The EFF boils down the issue of privacy for nonprofits succinctly:

It’s outrageous that a nonprofit interested in protecting privacy must jump through so many hoops to do so. Unfortunately, much of the online ecosystem has been built to monetize information, rather than protect it.

Industry giants who control large swaths of online infrastructure like Google and Facebook make billions of dollars from online advertising. Their business model is built on capturing user data from billions of people and websites and selling customer data to advertisers. They have incentives and interests, therefore, that go against the spirit and substance of data privacy laws and regulations.

The solution the EFF advocates is for online platforms to offer simple privacy settings and assume users want these settings on by default. These companies should make it clear and easy to turn off data collection or turn on anonymous, aggregate collection. They should also make transparent what data they are collecting and how that data is being used.

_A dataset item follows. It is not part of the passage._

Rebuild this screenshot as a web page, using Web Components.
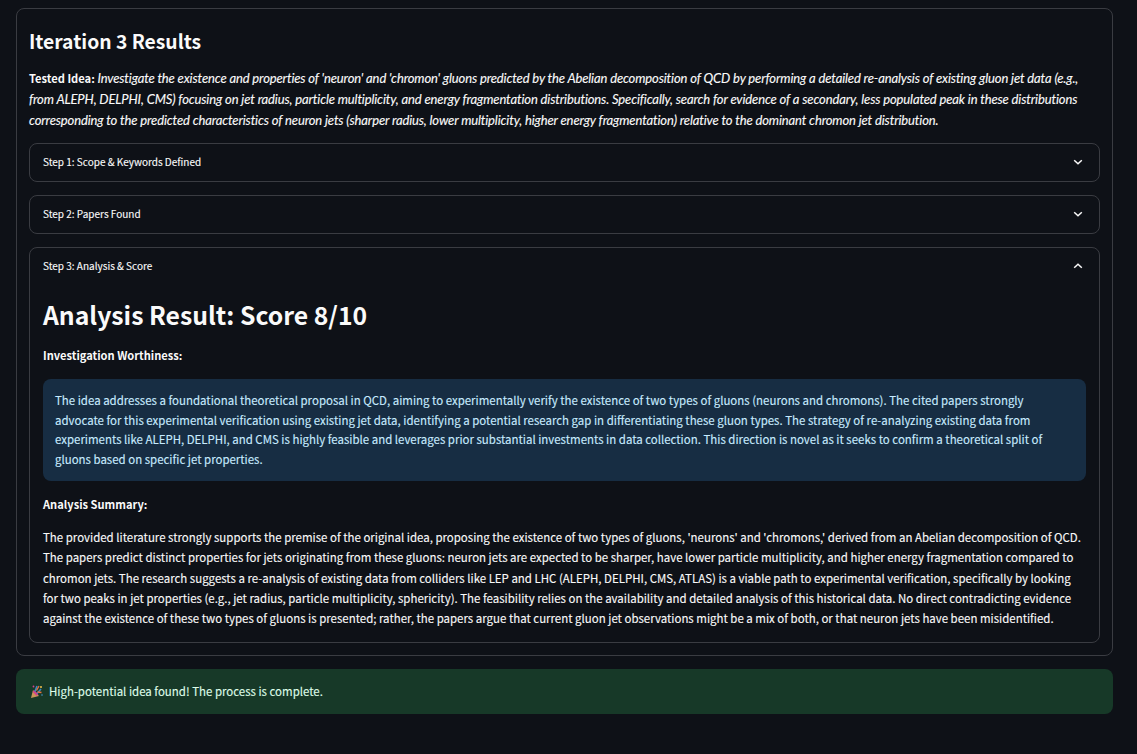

Making this a reality will require a sea change in how the internet industry and its biggest companies operate. More than promoting data privacy within own organizations, industry-wide change will require users of internet platforms, staff in nonprofits and other organizations to support and advocate for enforcement of laws that promote principles and practices of cybersecurity and data privacy — in direct conflict with the interests of the biggest companies in the industry.

This tension and conflict, however, create an incentive for companies who produce software to create platforms that are compliant with privacy principles and laws by default. In turn, organizations and individuals concerned about data privacy would have access to alternative platforms that will be more conducive to data privacy.